((
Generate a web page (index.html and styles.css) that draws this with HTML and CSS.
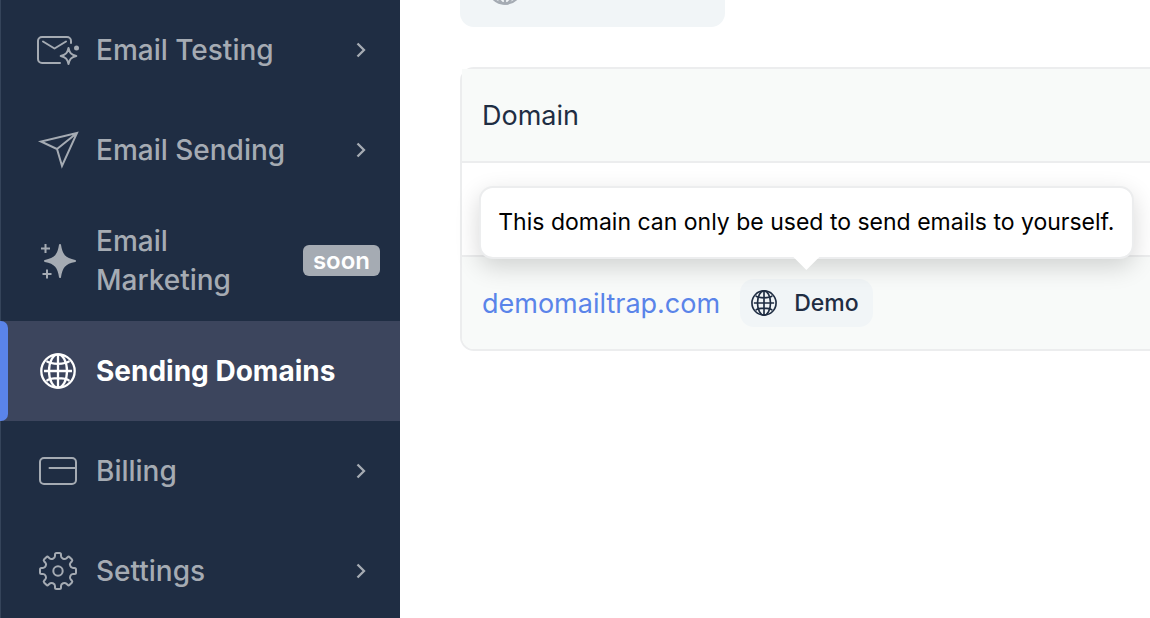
FILE: index.html
```html
<!DOCTYPE html>
<html lang="en">
<head>
<meta charset="utf-8">
<title>Sending Domains</title>
<link rel="stylesheet" href="styles.css">
</head>
<body>
<svg class="symbols" aria-hidden="true">
  <symbol id="globe" viewBox="0 0 36 36">
    <g fill="none" stroke="currentColor" stroke-width="2.300">
      <circle cx="18" cy="18" r="16.700"/>
      <ellipse cx="18" cy="18" rx="9" ry="16.700"/>
      <path d="M18 1.300v33.400M4 18h28M6.500 8.200c2.300 1.700 6.500 2.600 11.500 2.600s9.200-.9 11.500-2.600M6.500 27.800c2.300-1.700 6.500-2.600 11.500-2.600s9.200.9 11.500 2.600"/>
    </g>
  </symbol>
  <symbol id="chevron" viewBox="0 0 10 16">
    <path d="M1.500 1.500 8 8l-6.500 6.500" fill="none" stroke="currentColor" stroke-width="2.300"/>
  </symbol>
</svg>
<div class="app">
  <nav class="sidebar">
    <a class="item" href="#testing">
      <svg class="icon" viewBox="0 0 44 40" aria-hidden="true">
        <g fill="none" stroke="currentColor" stroke-width="2" stroke-linecap="round" stroke-linejoin="round">
          <path d="M24 33H6a4 4 0 0 1-4-4V11a4 4 0 0 1 4-4h25a4 4 0 0 1 4 4v2"/>
          <path d="m7 11.500 11.500 7 11.500-7"/>
          <path d="M32.500 18c1 4.800 2.700 6.800 7.800 8-5.100 1.200-6.800 3.200-7.800 8-1-4.800-2.700-6.800-7.800-8 5.100-1.200 6.800-3.200 7.800-8Z"/>
        </g>
        <circle cx="40.500" cy="18" r="2.500" fill="currentColor"/>
      </svg>
      <span class="label">Email Testing</span>
      <svg class="chevron" aria-hidden="true"><use href="#chevron"/></svg>
    </a>
    <a class="item" href="#sending">
      <svg class="icon" viewBox="0 0 44 40" aria-hidden="true">
        <path d="M41 3 5 11.500l16 7.500 5 17ZM21 19 41 3" fill="none" stroke="currentColor" stroke-width="2"/>
      </svg>
      <span class="label">Email Sending</span>
      <svg class="chevron" aria-hidden="true"><use href="#chevron"/></svg>
    </a>
    <a class="item" href="#marketing">
      <svg class="icon" viewBox="0 0 44 40" aria-hidden="true">
        <path d="M24 4c1.500 10 4.500 14 15 16-10.500 2-13.500 6-15 16-1.500-10-4.500-14-15-16 10.500-2 13.500-6 15-16Z" fill="currentColor" stroke="currentColor" stroke-width="2" stroke-linejoin="round"/>
        <path d="M9.500 3v9M5 7.500h9M11 28.500v9M6.500 33h9" fill="none" stroke="currentColor" stroke-width="2"/>
      </svg>
      <span class="label">Email Marketing</span>
      <span class="soon">soon</span>
    </a>
    <a class="item active" href="#domains" aria-current="page">
      <svg class="icon" aria-hidden="true"><use href="#globe" x="4" y="2" width="36" height="36"/></svg>
      <span class="label">Sending Domains</span>
    </a>
    <a class="item" href="#billing">
      <svg class="icon" viewBox="0 0 44 40" aria-hidden="true">
        <g fill="none" stroke="currentColor" stroke-width="2" stroke-linecap="round">
          <rect x="4" y="7" width="36" height="26" rx="4"/>
          <path d="M13.500 17H39"/>
        </g>
      </svg>
      <span class="label">Billing</span>
      <svg class="chevron" aria-hidden="true"><use href="#chevron"/></svg>
    </a>
    <a class="item" href="#settings">
      <svg class="icon" viewBox="0 0 44 40" aria-hidden="true">
        <g transform="translate(22 20)" fill="none" stroke="currentColor" stroke-width="2" stroke-linejoin="round">
          <path id="gear-quarter" d="M-3-15V-16.500Q-3-18-1.500-18H1.500Q3-18 3-16.500V-15C3-12.500 6.720-10.960 8.490-12.730L9.550-13.790Q10.610-14.850 11.670-13.790L13.790-11.670Q14.850-10.610 13.790-9.550L12.730-8.490C10.960-6.720 12.500-3 15-3"/>
          <use href="#gear-quarter" transform="rotate(90)"/>
          <use href="#gear-quarter" transform="rotate(180)"/>
          <use href="#gear-quarter" transform="rotate(270)"/>
          <circle r="4.700"/>
        </g>
      </svg>
      <span class="label">Settings</span>
      <svg class="chevron" aria-hidden="true"><use href="#chevron"/></svg>
    </a>
  </nav>
  <main class="main">
    <button class="add" type="button" aria-label="Add domain">
      <svg class="add-icon" aria-hidden="true"><use href="#globe"/></svg>
    </button>
    <div class="panel">
      <table class="domains">
        <thead>
          <tr><th scope="col">Domain</th></tr>
        </thead>
        <tbody>
          <tr><td></td></tr>
          <tr>
            <td>
              <div class="domain">
                <a class="domain-link" href="#demomailtrap">demomailtrap.com</a>
                <span class="badge" aria-describedby="demo-tip">
                  <svg class="badge-icon" aria-hidden="true"><use href="#globe"/></svg>
                  Demo
                  <span class="tooltip" id="demo-tip" role="tooltip">This domain can only be used to send emails to yourself.</span>
                </span>
              </div>
            </td>
          </tr>
        </tbody>
      </table>
    </div>
  </main>
</div>
</body>
</html>
```
FILE: styles.css
```css
* {
  box-sizing: border-box;
}

body {
  margin: 0;
  background: #fff;
  color: #1f2d43;
  font-family: Inter, "Liberation Sans", sans-serif;
  font-size: 28px;
}

.symbols {
  position: absolute;
  width: 0;
  height: 0;
}

.app {
  display: flex;
  height: 100vh;
  overflow: hidden;
}

.sidebar {
  flex: 0 0 400px;
  background: #1f2d43;
  box-shadow: inset 1px 0 #35445a;
}

.item {
  position: relative;
  display: flex;
  align-items: center;
  gap: 16px;
  min-height: 100px;
  padding: 22px 20px 21px 36px;
  color: #a5abb3;
  font-weight: 500;
  line-height: 39px;
  text-decoration: none;
}

.icon {
  flex: none;
  width: 44px;
  height: 40px;
  margin-bottom: 1px;
}

.label {
  flex: 1;
}

.chevron {
  flex: none;
  width: 10px;
  height: 16px;
  margin: 0 14px 1px 0;
}

.soon {
  margin-bottom: 2px;
  padding: 0 10px;
  border-radius: 6px;
  background: #a5abb3;
  color: #fff;
  font-size: 24px;
  font-weight: 600;
  line-height: 31px;
}

.active {
  background: #3c455d;
  color: #fff;
  font-weight: 700;
}

.active::before {
  content: "";
  position: absolute;
  inset: 0 auto 0 0;
  width: 8px;
  border-radius: 0 7px 7px 0;
  background: #5a84e9;
}

.main {
  flex: 1;
  min-width: 0;
  padding-left: 60px;
}

.add {
  display: flex;
  align-items: center;
  width: 265px;
  height: 80px;
  margin: -53px 0 40px;
  padding: 0 27px;
  border: 0;
  border-radius: 14px;
  background: #f1f5f7;
  color: #a5abb3;
}

.add-icon {
  width: 36px;
  height: 36px;
}

.panel {
  border: 2px solid #ecedee;
  border-right: 0;
  border-radius: 14px 0 0 14px;
}

.domains {
  width: 100%;
  border-spacing: 0;
  font-size: 27px;
}

.domains th,
.domains td {
  height: 94px;
  padding: 0 20px;
  border-bottom: 2px solid #ecedee;
  font-weight: 400;
  text-align: left;
}

.domains th {
  background: #f8faf9;
}

.domains tbody tr:last-child td {
  height: 92px;
  border-bottom: 0;
  border-radius: 0 0 0 12px;
  background: #f8faf9;
}

.domain {
  display: flex;
  align-items: center;
  gap: 20px;
}

.domain-link {
  color: #5a84e9;
  text-decoration: none;
}

.badge {
  position: relative;
  display: flex;
  align-items: center;
  gap: 17px;
  height: 48px;
  padding: 0 14px 0 11px;
  border-radius: 14px;
  background: #f1f5f7;
  font-size: 23px;
  font-weight: 500;
}

.badge-icon {
  width: 26px;
  height: 26px;
}

.tooltip {
  position: absolute;
  bottom: calc(100% + 20px);
  left: 50%;
  transform: translateX(-50%);
  padding: 0 17px;
  border: 2px solid #ecedee;
  border-radius: 14px;
  background: #fff;
  box-shadow: 0 8px 24px rgba(0, 0, 0, 0.16);
  color: #000;
  font-weight: 400;
  line-height: 69px;
  white-space: nowrap;
}

.tooltip::after {
  content: "";
  position: absolute;
  top: 100%;
  left: 50%;
  width: 28px;
  height: 14px;
  margin: -1px 0 0 -14px;
  background: #fff;
  clip-path: polygon(0 0, 100% 0, 50% 100%);
}
```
))
> _Exercise_
Copy each line of the data above that holds "styles".

> _Complete output_
Generate a web page (index.html and styles.css) that draws this with HTML and CSS.
<link rel="stylesheet" href="styles.css">
FILE: styles.css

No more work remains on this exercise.